Thousands if not millions of pilgrims had their dream come true with the completion of Hajj. For many Muslims, Hajj may be one of the most difficult pillars of Islam to fulfill. It not only involves a journey which can be expensive but also in order to manage the Hajj within Saudi Arabia, each country will receive a set number of visas. Therefore for the pilgrims who are in Makkah on Eid al Adha are overfilled with joy and gratitude.
It is easy to recognize the male “Hajji” for he will have his head shaved which is part of the tradition of Hajj. It goes without saying that barbers in Makkah make their best profits during Hajj.
During Eid al Adha one will see abundant generosity throughout the Kingdom. I remember my late husband and I taking a niece and nephew out to a children’s park. As we were getting them settled in the car a Saudi couple saw us with young children. The couple stopped their car and gave bags containing candies and toys to my husband for the children in honor of Eid al Adha.
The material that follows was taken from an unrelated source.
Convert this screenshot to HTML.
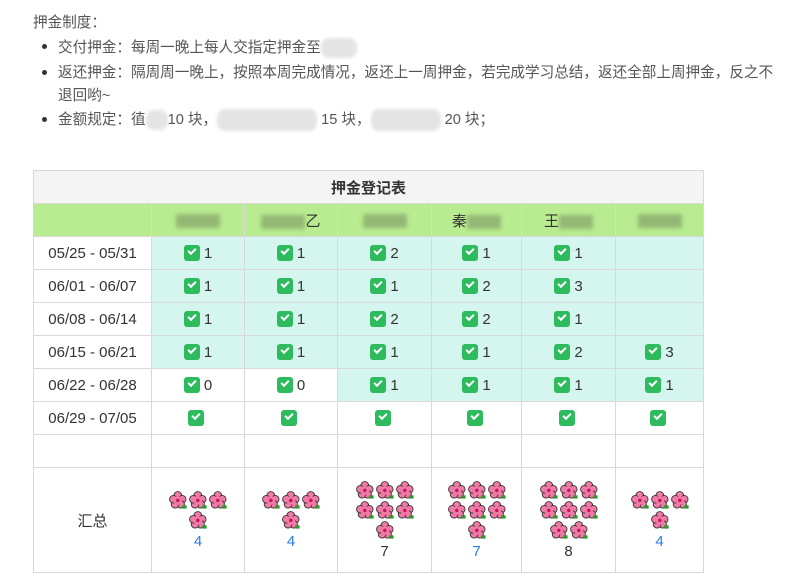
<!DOCTYPE html><html><head><meta charset="utf-8"><style>
body{margin:0;background:#fff;font-family:"Liberation Sans","Noto Sans CJK SC",sans-serif;font-size:14.6px;color:#555;width:789px;height:588px;overflow:hidden;position:relative}
.t{position:absolute;white-space:nowrap}
.b{position:absolute;width:5px;height:5px;border-radius:50%;background:#333}
.blur{display:inline-block;background:#e4e4e4;border-radius:8px;filter:blur(1.5px);vertical-align:middle}
table{position:absolute;left:33px;top:170px;border-collapse:collapse;table-layout:fixed}
td{border:1px solid #d9d9d9;text-align:center;padding:0;height:32px;color:#333;font-size:15px}
.tt{background:#f4f4f4;font-weight:bold}
.h{background:#b9ec90}
.g{background:#d5f5ef}
.c{display:inline-block;width:16px;height:16px;background:#2dbb5e;border-radius:3px;vertical-align:-3px;position:relative;margin-right:4px}
.c:after{content:"";position:absolute;left:4px;top:3px;width:6px;height:3px;border-left:2px solid #fff;border-bottom:2px solid #fff;transform:rotate(-45deg)}
.nm{display:inline-block;width:44px;height:14px;background:#8aab6e;filter:blur(2px);opacity:.8;vertical-align:middle}
.f{display:inline-block;width:18px;height:18px;margin:1px 1px;vertical-align:middle}
.blue{color:#2a7ee0}
</style></head><body>
<svg width="0" height="0" style="position:absolute"><defs><g id="fl" transform="scale(1.1)"><circle cx="8" cy="4" r="3.5" fill="#f27aa6" stroke="#333" stroke-width=".8"/><circle cx="12" cy="7.5" r="3.5" fill="#f27aa6" stroke="#333" stroke-width=".8"/><circle cx="10.5" cy="12" r="3.5" fill="#f27aa6" stroke="#333" stroke-width=".8"/><circle cx="5.5" cy="12" r="3.5" fill="#f27aa6" stroke="#333" stroke-width=".8"/><circle cx="4" cy="7.5" r="3.5" fill="#f27aa6" stroke="#333" stroke-width=".8"/><circle cx="8" cy="8.5" r="4" fill="#f27aa6"/><circle cx="8" cy="8.5" r="1.6" fill="#c21860"/><path d="M12 13l4 0 0 3-4 0z" fill="#2a9a2a"/></g></defs></svg>
<div class="t" style="left:33px;top:11px">押金制度：</div>
<div class="b" style="left:42px;top:44px"></div><div class="t" style="left:58px;top:36px">交付押金：每周一晚上每人交指定押金至<span class="blur" style="width:36px;height:20px"></span></div>
<div class="b" style="left:42px;top:70px"></div><div class="t" style="left:58px;top:61px">返还押金：隔周周一晚上，按照本周完成情况，返还上一周押金，若完成学习总结，返还全部上周押金，反之不</div>
<div class="t" style="left:58px;top:84px">退回哟~</div>
<div class="b" style="left:42px;top:117px"></div><div class="t" style="left:58px;top:108px">金额规定：徝<span class="blur" style="width:22px;height:20px"></span>10 块，<span class="blur" style="width:100px;height:22px"></span> 15 块，<span class="blur" style="width:70px;height:22px"></span> 20 块；</div>
<table>
<colgroup><col style="width:118px"><col style="width:93px"><col style="width:93px"><col style="width:94px"><col style="width:90px"><col style="width:94px"><col style="width:88px"></colgroup>
<tr><td class="tt" colspan="7">押金登记表</td></tr>
<tr class="h"><td></td><td><span class="nm"></span></td><td><span class="nm"></span>乙</td><td><span class="nm"></span></td><td>秦<span class="nm" style="width:34px"></span></td><td>王<span class="nm" style="width:34px"></span></td><td><span class="nm"></span></td></tr>
<tr><td>05/25 - 05/31</td><td class="g"><i class="c"></i>1</td><td class="g"><i class="c"></i>1</td><td class="g"><i class="c"></i>2</td><td class="g"><i class="c"></i>1</td><td class="g"><i class="c"></i>1</td><td class="g"></td></tr>
<tr><td>06/01 - 06/07</td><td class="g"><i class="c"></i>1</td><td class="g"><i class="c"></i>1</td><td class="g"><i class="c"></i>1</td><td class="g"><i class="c"></i>2</td><td class="g"><i class="c"></i>3</td><td class="g"></td></tr>
<tr><td>06/08 - 06/14</td><td class="g"><i class="c"></i>1</td><td class="g"><i class="c"></i>1</td><td class="g"><i class="c"></i>2</td><td class="g"><i class="c"></i>2</td><td class="g"><i class="c"></i>1</td><td class="g"></td></tr>
<tr><td>06/15 - 06/21</td><td class="g"><i class="c"></i>1</td><td class="g"><i class="c"></i>1</td><td class="g"><i class="c"></i>1</td><td class="g"><i class="c"></i>1</td><td class="g"><i class="c"></i>2</td><td class="g"><i class="c"></i>3</td></tr>
<tr><td>06/22 - 06/28</td><td><i class="c"></i>0</td><td><i class="c"></i>0</td><td class="g"><i class="c"></i>1</td><td class="g"><i class="c"></i>1</td><td class="g"><i class="c"></i>1</td><td class="g"><i class="c"></i>1</td></tr>
<tr><td>06/29 - 07/05</td><td><i class="c"></i></td><td><i class="c"></i></td><td><i class="c"></i></td><td><i class="c"></i></td><td><i class="c"></i></td><td><i class="c"></i></td></tr>
<tr><td></td><td></td><td></td><td></td><td></td><td></td><td></td></tr>
<tr><td style="height:104px">汇总</td>
<td><div style="width:66px;margin:0 auto"><svg class="f"><use href="#fl"/></svg><svg class="f"><use href="#fl"/></svg><svg class="f"><use href="#fl"/></svg><svg class="f"><use href="#fl"/></svg></div><div class="blue" style="margin-top:3px">4</div></td>
<td><div style="width:66px;margin:0 auto"><svg class="f"><use href="#fl"/></svg><svg class="f"><use href="#fl"/></svg><svg class="f"><use href="#fl"/></svg><svg class="f"><use href="#fl"/></svg></div><div class="blue" style="margin-top:3px">4</div></td>
<td><div style="width:66px;margin:0 auto"><svg class="f"><use href="#fl"/></svg><svg class="f"><use href="#fl"/></svg><svg class="f"><use href="#fl"/></svg><svg class="f"><use href="#fl"/></svg><svg class="f"><use href="#fl"/></svg><svg class="f"><use href="#fl"/></svg><svg class="f"><use href="#fl"/></svg></div><div style="margin-top:3px">7</div></td>
<td><div style="width:66px;margin:0 auto"><svg class="f"><use href="#fl"/></svg><svg class="f"><use href="#fl"/></svg><svg class="f"><use href="#fl"/></svg><svg class="f"><use href="#fl"/></svg><svg class="f"><use href="#fl"/></svg><svg class="f"><use href="#fl"/></svg><svg class="f"><use href="#fl"/></svg></div><div class="blue" style="margin-top:3px">7</div></td>
<td><div style="width:66px;margin:0 auto"><svg class="f"><use href="#fl"/></svg><svg class="f"><use href="#fl"/></svg><svg class="f"><use href="#fl"/></svg><svg class="f"><use href="#fl"/></svg><svg class="f"><use href="#fl"/></svg><svg class="f"><use href="#fl"/></svg><svg class="f"><use href="#fl"/></svg><svg class="f"><use href="#fl"/></svg></div><div style="margin-top:3px">8</div></td>
<td><div style="width:66px;margin:0 auto"><svg class="f"><use href="#fl"/></svg><svg class="f"><use href="#fl"/></svg><svg class="f"><use href="#fl"/></svg><svg class="f"><use href="#fl"/></svg></div><div class="blue" style="margin-top:3px">4</div></td>
</tr>
</table>
</body></html>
There should not be anyone who goes without a full meal during Eid al Adha. In addition to Saudis giving meat to family, friends and the poor, all the mosques open their doors to all who wish to have a meal. Many mosques will have a large tent beside the mosque where the ground has been covered with carpets and one can sit and enjoy the meal. If driving by one of the mosques the aroma of food reaches out and tantalizes the appetite.
It was typical for my husband’s extended family to get together and enjoy Eid al Adha. Usually the “gathering of the clan” would take place at my mother-in-law’s home. But even if it were at another family members home, one could be assured that my mother-in-law would oversee the meal and do most of the cooking. It did not matter how many of the large extended family were present, my mother-in-law could cook for an army!